Conta D’água — Aqui em São Paulo há casos de pessoas que ficam cerca de quatorze horas no dia sem acesso à água em suas casas. Isso acontece na Califórnia?

Newsha Ajami — Não fizemos isso ainda. Conversei sobre racionamento com as autoridades brasileiras e elas entendem que ele remete à interrupção do acesso à água, mas não é o que fazemos aqui.

“A razão é que interromper o fluxo do sistema hídrico e depois fazê-lo funcionar novamente pode contaminar as fontes de água.
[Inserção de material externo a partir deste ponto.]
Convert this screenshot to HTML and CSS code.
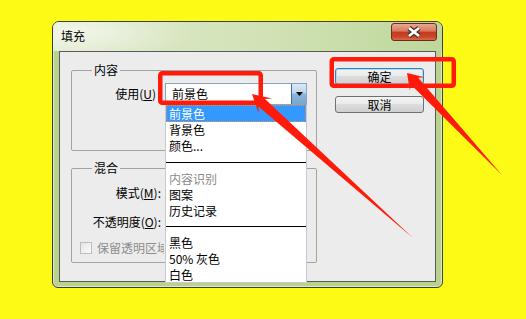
FILE: index.html
```html
<!DOCTYPE html>
<html lang="zh-CN">
<head>
    <meta charset="UTF-8">
    <meta name="viewport" content="width=device-width, initial-scale=1.0">
    <title>填充</title>
    <link rel="stylesheet" href="styles.css">
</head>
<body>
    <div class="window">
        <div class="titlebar">
            <span class="title">填充</span>
            <div class="close">
                <svg width="44" height="16" viewBox="0 0 44 16">
                    <path d="M17 4 L27 12 M27 4 L17 12" stroke="#4b2a22" stroke-width="5" fill="none"/>
                    <path d="M17 4 L27 12 M27 4 L17 12" stroke="#ffffff" stroke-width="2.8" fill="none"/>
                </svg>
            </div>
        </div>
        <div class="client">
            <div class="groups">
                <fieldset class="group group-content">
                    <legend>内容</legend>
                    <div class="row">
                        <label class="lbl lbl-use">使用(<u>U</u>)</label>
                        <div class="combo">
                            <span class="combo-value">前景色</span>
                            <span class="combo-btn">
                                <svg width="7" height="4" viewBox="0 0 7 4"><path d="M0 0 H7 L3.5 4 Z" fill="#000"/></svg>
                            </span>
                            <ul class="droplist">
                                <li class="selected">前景色</li>
                                <li>背景色</li>
                                <li>颜色...</li>
                                <li class="sep"></li>
                                <li class="disabled">内容识别</li>
                                <li>图案</li>
                                <li>历史记录</li>
                                <li class="sep sep-2"></li>
                                <li>黑色</li>
                                <li>50% 灰色</li>
                                <li>白色</li>
                            </ul>
                        </div>
                    </div>
                </fieldset>
                <fieldset class="group group-blend">
                    <legend>混合</legend>
                    <div class="row">
                        <label class="lbl lbl-blend">模式(<u>M</u>):</label>
                        <div class="combo combo-plain"></div>
                    </div>
                    <div class="row">
                        <label class="lbl lbl-blend">不透明度(<u>O</u>):</label>
                        <div class="combo combo-plain combo-short"></div>
                    </div>
                    <div class="row row-check">
                        <span class="checkbox"></span>
                        <span class="check-text">保留透明区域</span>
                    </div>
                </fieldset>
            </div>
            <div class="buttons">
                <button class="btn btn-default">确定</button>
                <button class="btn">取消</button>
            </div>
        </div>
    </div>

    <svg class="marks" width="526" height="319" viewBox="0 0 526 319">
        <rect x="160.25" y="73.25" width="100.5" height="29.5" rx="2" fill="none" stroke="#ff1a0a" stroke-width="4.5"/>
        <rect x="331.75" y="59.25" width="122" height="26.5" rx="2" fill="none" stroke="#ff1a0a" stroke-width="4.5"/>
        <polygon points="252,94 272.1,98.5 265,99 413,238 258.4,106.4 258.7,113.5" fill="#ff1a0a"/>
        <polygon points="407,73 424.5,77.2 418.2,77.7 502,175 410.8,84.5 409.9,90.8" fill="#ff1a0a"/>
    </svg>
</body>
</html>
```

FILE: styles.css
```css
body {
    margin: 0;
    padding: 21px 0 0 52px;
    background-color: #fdfb16;
    font-family: "Noto Sans CJK SC", "Noto Sans", sans-serif;
    font-size: 12px;
    color: #000;
    overflow: hidden;
}
.window {
    width: 391px;
    height: 267px;
    box-sizing: border-box;
    border: 1px solid #3e3e3e;
    border-radius: 7px 7px 6px 6px;
    background-color: #b9d38f;
    box-shadow: inset 0 0 0 1px rgba(255, 255, 255, 0.5);
    display: flex;
    flex-direction: column;
    overflow: hidden;
}
.titlebar {
    height: 29px;
    flex: none;
    display: flex;
    justify-content: space-between;
    align-items: flex-start;
    padding: 0 5px 0 8px;
    background:
        radial-gradient(ellipse 120px 30px at 20px 10px, rgba(255, 255, 255, 0.6), rgba(255, 255, 255, 0)),
        linear-gradient(to right, #dfe9cc 0%, #d3e3b8 50%, #bfd79b 100%);
}
.title {
    margin-top: 7px;
    line-height: 14px;
}
.close {
    margin-top: 1px;
    width: 46px;
    height: 18px;
    box-sizing: border-box;
    border: 1px solid #6e2a1c;
    border-radius: 3px;
    background: linear-gradient(#e9a792 0%, #d77a5e 45%, #c23a1e 50%, #c8472a 80%, #dc6a48 100%);
}
.close svg {
    display: block;
}
.client {
    flex: 1;
    margin: 0 6px 5px;
    border: 1px solid #595959;
    background-color: #ececec;
    display: flex;
    gap: 18px;
    padding: 11px 0 0 11px;
}
.groups {
    width: 246px;
}
.group {
    margin: 0;
    min-width: 0;
    box-sizing: border-box;
    width: 246px;
    border: 1px solid #a3a3a3;
    border-radius: 2px;
    padding: 0;
}
.group legend {
    margin-left: 20px;
    padding: 0 2px;
    line-height: 14px;
}
.group-content {
    padding: 6px 0 45px;
}
.group-blend {
    margin-top: 10px;
    padding: 7px 0 6px;
}
.row {
    display: flex;
    align-items: center;
    height: 22px;
}
.group-blend .row + .row {
    margin-top: 7px;
}
.group-blend .row-check {
    height: 16px;
    margin-top: 6px;
    padding-left: 8px;
}
.lbl {
    text-align: right;
    line-height: 14px;
}
.lbl-use {
    width: 84px;
    margin-right: 9px;
}
.lbl-blend {
    width: 89px;
    margin-right: 4px;
}
.combo {
    position: relative;
    width: 142px;
    height: 22px;
    box-sizing: border-box;
    border: 1px solid #8aa4c0;
    background-color: #fff;
    display: flex;
    align-items: center;
}
.combo-short {
    width: 60px;
}
.combo-value {
    padding-left: 6px;
    line-height: 14px;
}
.combo-btn {
    margin-left: auto;
    width: 15px;
    height: 20px;
    box-sizing: border-box;
    border-left: 1px solid #3c6f9c;
    background: linear-gradient(#dbe9f5 0%, #bcd6ea 45%, #8db5d8 50%, #7aa7cf 100%);
    display: flex;
    align-items: center;
    justify-content: center;
}
.combo-btn svg {
    display: block;
}
.droplist {
    position: absolute;
    z-index: 5;
    left: -1px;
    top: 21px;
    width: 142px;
    height: 178px;
    box-sizing: border-box;
    margin: 0;
    padding: 0;
    list-style: none;
    background-color: #fff;
    border: 1px solid #c7c7d6;
    border-top: 0;
    overflow: hidden;
}
.droplist li {
    line-height: 16px;
    padding-left: 3px;
    white-space: nowrap;
}
.droplist li.selected {
    line-height: 17px;
    background-color: #3399ff;
    color: #fff;
    outline: 1px dotted #e8904a;
    outline-offset: -1px;
}
.droplist li.disabled {
    color: #8a8a8a;
}
.droplist li.sep {
    height: 1px;
    padding: 0;
    margin: 8px 0;
    background-color: #000;
}
.droplist li.sep-2 {
    margin-top: 7px;
}
.checkbox {
    flex: none;
    width: 12px;
    height: 12px;
    box-sizing: border-box;
    border: 1px solid #bdbdbd;
    background: linear-gradient(135deg, #e6e6e6, #fafafa);
}
.check-text {
    margin-left: 5px;
    max-width: 67px;
    overflow: hidden;
    color: #8d8d8d;
    line-height: 14px;
    white-space: nowrap;
}
.buttons {
    display: flex;
    flex-direction: column;
    gap: 11px;
    padding-top: 5px;
}
.btn {
    width: 89px;
    height: 17px;
    padding: 0;
    box-sizing: border-box;
    border: 1px solid #707070;
    border-radius: 3px;
    background: linear-gradient(#f3f3f3 0%, #ebebeb 45%, #dddddd 50%, #cfcfcf 100%);
    font-family: inherit;
    font-size: 12px;
    line-height: 14px;
    color: #000;
}
.btn-default {
    border-color: #3c7fb1;
    box-shadow: inset 0 0 0 1px #a9dcf5;
}
.marks {
    position: absolute;
    z-index: 10;
    top: 0;
    left: 0;
    pointer-events: none;
}
```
Definitivamente não fazemos isso aqui.”

Conta D’água — E os riscos de contaminação são reais?

Newsha Ajami — Eles são reais. É preciso pensar que os canos sempre têm algum tipo de rachadura que podem entrar em contato com contaminantes do solo que os envolve, os quais vão se inserir neles através do vácuo que é formado [quando se fecha o registro]. Quanto mais vazamentos existem em seu sistema hídrico, as chances de contaminação são maiores.

Conta D’água — E a reutilização da água da chuva?

Newsha Ajami — Quando eu estava em São Paulo choveu o dia todo e as ruas ficaram cheias de água. Essa é uma ótima fonte hídrica que pode ser captada, e a parte boa é que ela é muito limpa, então é uma boa solução para a região de vocês, que tem grandes índices pluviométricos. É triste assistir à água escorrendo para os rios e se misturando com a água poluída de lá, o que é um grande desperdício.

Conta D’água — Quais são os desafios para o futuro?

Newsha Ajami — Aqui na Califórnia constantemente falamos sobre não confiar em apenas uma fonte de água, ter um extenso portfólio de soluções, ter várias opções. Estamos definitivamente progredindo e diversificando nosso portfólio de fornecimento de água, incluindo mais de uma solução e contando que elas sejam confiáveis e sustentáveis. É muito importante para nós termos certeza de que estamos usando a água da maneira correta.